→ Stated problem
Skip every image and restate the data word for word.

→ Source material

-- begin --

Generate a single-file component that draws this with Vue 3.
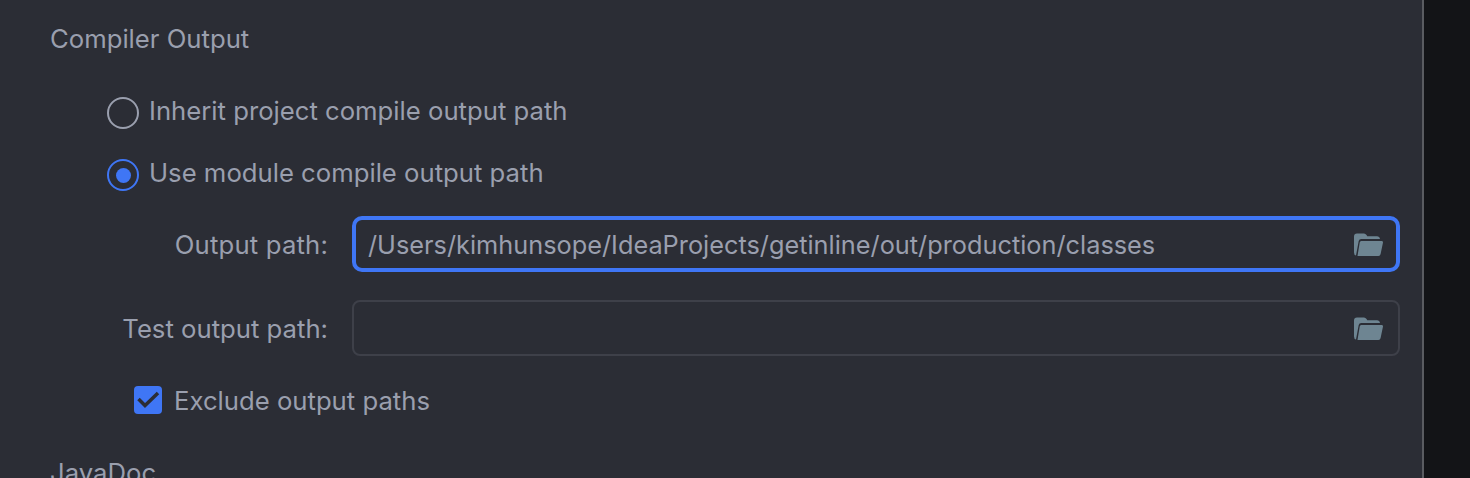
<script setup>
const folderBack = 'M0 3.500Q0 0.500 3 0.500H10Q11.500 0.500 12.500 2L13.300 3.200H23Q25.500 3.200 26 6H7.200Q5.200 6 4.700 8L2 22.500Q0 22 0 19.500Z'
const folderFront = 'M7.200 8H27.800Q29.300 8 29 9.500L26.600 21Q26.200 23 24.500 23H3.500L5.700 9.500Q6 8 7.200 8Z'
</script>

<template>
  <div class="page">
    <main class="panel">
      <h2 class="section-title">Compiler Output</h2>

      <div class="options">
        <label class="radio-row first">
          <span class="radio"></span>
          <span class="radio-text">Inherit project compile output path</span>
        </label>
        <label class="radio-row second">
          <span class="radio selected"><span class="dot"></span></span>
          <span class="radio-text">Use module compile output path</span>
        </label>

        <div class="path-row focused-row">
          <span class="path-label output-label">Output path:</span>
          <div class="field focused">
            <span class="field-value">/Users/kimhunsope/IdeaProjects/getinline/out/production/classes</span>
            <svg class="folder" width="30" height="23" viewBox="0 0 30 23">
              <path :d="folderBack" fill="#6e8592" />
              <path :d="folderFront" fill="#6e8592" />
            </svg>
          </div>
        </div>

        <div class="path-row test-row">
          <span class="path-label">Test output path:</span>
          <div class="field">
            <span class="field-value"></span>
            <svg class="folder" width="30" height="23" viewBox="0 0 30 23">
              <path :d="folderBack" fill="#6e8592" />
              <path :d="folderFront" fill="#6e8592" />
            </svg>
          </div>
        </div>

        <label class="check-row">
          <span class="checkbox">
            <svg width="28" height="28" viewBox="0 0 28 28">
              <path d="M4.500 13L11 19.500L24 7" fill="none" stroke="#2b2d35" stroke-width="3.500" />
            </svg>
          </span>
          <span>Exclude output paths</span>
        </label>
      </div>

      <h2 class="section-title javadoc">JavaDoc</h2>
    </main>
    <div class="side"></div>
  </div>
</template>

<style scoped>
.page {
  display: flex;
  width: 1470px;
  height: 478px;
  overflow: hidden;
  background: #2b2d35;
  font-family: Inter, "Liberation Sans", sans-serif;
  font-size: 25.7px;
  color: #9a9fae;
}

.panel {
  width: 1424px;
  flex-shrink: 0;
  box-sizing: border-box;
  padding: 24px 22px 0 50px;
  border-right: 2px solid #5a5c61;
}

.section-title {
  margin: 0;
  font-size: 25.7px;
  font-weight: 400;
  line-height: 30px;
}

.options {
  margin-top: 43px;
  padding-left: 57px;
}

.radio-row {
  display: flex;
  align-items: center;
  gap: 10px;
  height: 32px;
}

.radio-text {
  position: relative;
  top: -3px;
}

.second {
  margin-top: 30px;
}

.radio {
  box-sizing: border-box;
  width: 32px;
  height: 32px;
  border: 2px solid #9a9fae;
  border-radius: 50%;
  display: flex;
  align-items: center;
  justify-content: center;
  flex-shrink: 0;
}

.radio.selected {
  border-color: #3f76f5;
}

.dot {
  width: 15px;
  height: 15px;
  border-radius: 50%;
  background: #3f76f5;
}

.path-row {
  display: flex;
  align-items: center;
  gap: 24px;
  margin-left: -57px;
}

.focused-row {
  margin-top: 25px;
}

.test-row {
  margin-top: 28px;
}

.path-label {
  width: 278px;
  text-align: right;
  flex-shrink: 0;
}

.output-label {
  letter-spacing: 0.17px;
}

.field {
  box-sizing: border-box;
  flex: 1;
  height: 56px;
  border: 2px solid #3e4049;
  border-radius: 8px;
  display: flex;
  align-items: center;
  justify-content: space-between;
  padding: 0 14px;
}

.field.focused {
  border: 4px solid #3f76f5;
  border-radius: 10px;
  padding: 0 12px;
}

.field-value {
  font-size: 25.32px;
}

.folder {
  flex-shrink: 0;
}

.check-row {
  display: flex;
  align-items: center;
  gap: 12px;
  margin-top: 29px;
  margin-left: 27px;
  height: 30px;
}

.checkbox {
  width: 28px;
  height: 28px;
  border-radius: 4px;
  background: #3f76f5;
  flex-shrink: 0;
}

.checkbox svg {
  display: block;
}

.javadoc {
  margin-top: 43px;
}

.side {
  flex: 1;
  background: #131417;
}
</style>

-- end --

→ Final answer
Generate a single-file component that draws this with Vue 3.
<script setup>
const folderBack = 'M0 3.500Q0 0.500 3 0.500H10Q11.500 0.500 12.500 2L13.300 3.200H23Q25.500 3.200 26 6H7.200Q5.200 6 4.700 8L2 22.500Q0 22 0 19.500Z'
const folderFront = 'M7.200 8H27.800Q29.300 8 29 9.500L26.600 21Q26.200 23 24.500 23H3.500L5.700 9.500Q6 8 7.200 8Z'
</script>

<template>
  <div class="page">
    <main class="panel">
      <h2 class="section-title">Compiler Output</h2>

      <div class="options">
        <label class="radio-row first">
          <span class="radio"></span>
          <span class="radio-text">Inherit project compile output path</span>
        </label>
        <label class="radio-row second">
          <span class="radio selected"><span class="dot"></span></span>
          <span class="radio-text">Use module compile output path</span>
        </label>

        <div class="path-row focused-row">
          <span class="path-label output-label">Output path:</span>
          <div class="field focused">
            <span class="field-value">/Users/kimhunsope/IdeaProjects/getinline/out/production/classes</span>
            <svg class="folder" width="30" height="23" viewBox="0 0 30 23">
              <path :d="folderBack" fill="#6e8592" />
              <path :d="folderFront" fill="#6e8592" />
            </svg>
          </div>
        </div>

        <div class="path-row test-row">
          <span class="path-label">Test output path:</span>
          <div class="field">
            <span class="field-value"></span>
            <svg class="folder" width="30" height="23" viewBox="0 0 30 23">
              <path :d="folderBack" fill="#6e8592" />
              <path :d="folderFront" fill="#6e8592" />
            </svg>
          </div>
        </div>

        <label class="check-row">
          <span class="checkbox">
            <svg width="28" height="28" viewBox="0 0 28 28">
              <path d="M4.500 13L11 19.500L24 7" fill="none" stroke="#2b2d35" stroke-width="3.500" />
            </svg>
          </span>
          <span>Exclude output paths</span>
        </label>
      </div>

      <h2 class="section-title javadoc">JavaDoc</h2>
    </main>
    <div class="side"></div>
  </div>
</template>

<style scoped>
.page {
  display: flex;
  width: 1470px;
  height: 478px;
  overflow: hidden;
  background: #2b2d35;
  font-family: Inter, "Liberation Sans", sans-serif;
  font-size: 25.7px;
  color: #9a9fae;
}

.panel {
  width: 1424px;
  flex-shrink: 0;
  box-sizing: border-box;
  padding: 24px 22px 0 50px;
  border-right: 2px solid #5a5c61;
}

.section-title {
  margin: 0;
  font-size: 25.7px;
  font-weight: 400;
  line-height: 30px;
}

.options {
  margin-top: 43px;
  padding-left: 57px;
}

.radio-row {
  display: flex;
  align-items: center;
  gap: 10px;
  height: 32px;
}

.radio-text {
  position: relative;
  top: -3px;
}

.second {
  margin-top: 30px;
}

.radio {
  box-sizing: border-box;
  width: 32px;
  height: 32px;
  border: 2px solid #9a9fae;
  border-radius: 50%;
  display: flex;
  align-items: center;
  justify-content: center;
  flex-shrink: 0;
}

.radio.selected {
  border-color: #3f76f5;
}

.dot {
  width: 15px;
  height: 15px;
  border-radius: 50%;
  background: #3f76f5;
}

.path-row {
  display: flex;
  align-items: center;
  gap: 24px;
  margin-left: -57px;
}

.focused-row {
  margin-top: 25px;
}

.test-row {
  margin-top: 28px;
}

.path-label {
  width: 278px;
  text-align: right;
  flex-shrink: 0;
}

.output-label {
  letter-spacing: 0.17px;
}

.field {
  box-sizing: border-box;
  flex: 1;
  height: 56px;
  border: 2px solid #3e4049;
  border-radius: 8px;
  display: flex;
  align-items: center;
  justify-content: space-between;
  padding: 0 14px;
}

.field.focused {
  border: 4px solid #3f76f5;
  border-radius: 10px;
  padding: 0 12px;
}

.field-value {
  font-size: 25.32px;
}

.folder {
  flex-shrink: 0;
}

.check-row {
  display: flex;
  align-items: center;
  gap: 12px;
  margin-top: 29px;
  margin-left: 27px;
  height: 30px;
}

.checkbox {
  width: 28px;
  height: 28px;
  border-radius: 4px;
  background: #3f76f5;
  flex-shrink: 0;
}

.checkbox svg {
  display: block;
}

.javadoc {
  margin-top: 43px;
}

.side {
  flex: 1;
  background: #131417;
}
</style>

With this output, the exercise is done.